When asked about how to hand over a community-focused game without running afoul of that community, Theler stressed the need to learn and be humble. The handover and greater resources Ubisoft could commit to the game also gave them a chance to credibly offer improvements to the community. For example, Robinson and Hommel impressed upon Ubisoft Abu Dhabi how improvements could be made with the developer simply "being present" in the game more.
"Seth and Mike were two guys with a couple of moderators," Theler explains. "So the idea for us was to invest in customer support and moderators to make sure we can be there 24/7 and answer customers all around the world."
That's important, as one of the game's mechanics is a "broadcast" feature in which players can pay in-game currency (which can be bought with real-world money) to blast a player-entered message to 1,000 people, or pay for a "super broadcast" that goes to everyone online playing the game at the time. While it allows for some social interactions, negative reviews of the game on online storefronts have indicated broadcast hate speech and scam links are sore points for players.
"We invested in moderation and customer support and communication to the players to make sure we can have a non-toxic place"
"We invested in moderation and customer support and communication to the players to make sure we can have a non-toxic place," Theler says. "Because scamming was there, and we just realized we had to take time to educate the players, or to inform the players that they can contact us, to develop different tools in-game as well, and having more people in the game to make sure these things aren't happening. "
Beyond the team in Abu Dhabi, Ubisoft also set up a North American moderation and community management team to ensure that player concerns can be handled more promptly
"We've optimized the time to answer tickets for players because we invested in customer support and community management," Theler says. "We can make sure that players will get feedback within a day and get their ticket resolved. We added more community managers to make sure when players are in-game they'll see moderators and the moderators are organizing events."

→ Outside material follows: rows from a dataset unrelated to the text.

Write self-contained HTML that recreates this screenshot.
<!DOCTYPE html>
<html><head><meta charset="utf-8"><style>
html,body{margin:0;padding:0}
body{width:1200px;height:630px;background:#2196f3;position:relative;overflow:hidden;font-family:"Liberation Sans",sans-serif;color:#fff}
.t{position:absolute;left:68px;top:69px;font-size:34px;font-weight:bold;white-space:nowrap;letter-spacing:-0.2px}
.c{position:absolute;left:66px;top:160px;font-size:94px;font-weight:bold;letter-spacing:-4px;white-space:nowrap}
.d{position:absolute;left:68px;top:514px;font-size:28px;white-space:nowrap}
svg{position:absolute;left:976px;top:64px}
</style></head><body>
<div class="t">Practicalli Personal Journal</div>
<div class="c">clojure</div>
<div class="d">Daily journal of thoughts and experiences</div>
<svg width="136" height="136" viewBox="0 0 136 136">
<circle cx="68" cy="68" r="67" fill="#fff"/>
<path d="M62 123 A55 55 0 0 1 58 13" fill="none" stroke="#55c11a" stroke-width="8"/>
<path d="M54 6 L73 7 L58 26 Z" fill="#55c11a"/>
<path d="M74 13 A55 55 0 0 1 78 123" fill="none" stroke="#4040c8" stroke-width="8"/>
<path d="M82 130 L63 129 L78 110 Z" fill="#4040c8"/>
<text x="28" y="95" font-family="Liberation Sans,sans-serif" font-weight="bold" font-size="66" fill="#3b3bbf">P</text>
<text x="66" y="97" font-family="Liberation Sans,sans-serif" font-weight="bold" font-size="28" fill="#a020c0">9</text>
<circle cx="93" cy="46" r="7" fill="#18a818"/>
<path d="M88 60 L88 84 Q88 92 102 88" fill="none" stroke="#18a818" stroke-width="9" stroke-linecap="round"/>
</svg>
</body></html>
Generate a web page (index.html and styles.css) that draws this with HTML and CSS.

It's only been a couple years, but Ubisoft Abu Dhabi's tenure running Growtopia appears to be a success. Theler says the pace of new downloads for the game has been fairly consistent, as have the daily active users. The game is set to mark its seventh anniversary later this year, and Ubisoft is continuing to invest in it, planning on at least a ten-year life cycle.
Even if Growtopia continues well beyond its first decade, Ubisoft Abu Dhabi is itself looking to grow beyond the project. It has expanded to two teams -- one dedicated to Growtopia and one working on an unannounced new project.
Currently, Ubisoft Abu Dhabi has a staff of nearly 70 people. That's a little bit shy of the 100 headcount goal the studio originally set for its first five years back in 2011, but Theler believes missing that target was a necessary trade-off.
"We need to take time to train and develop the experiences of the people," he says. "If we wanted to grow, we could start new projects and have new teams. But I want us to be very good at what we do."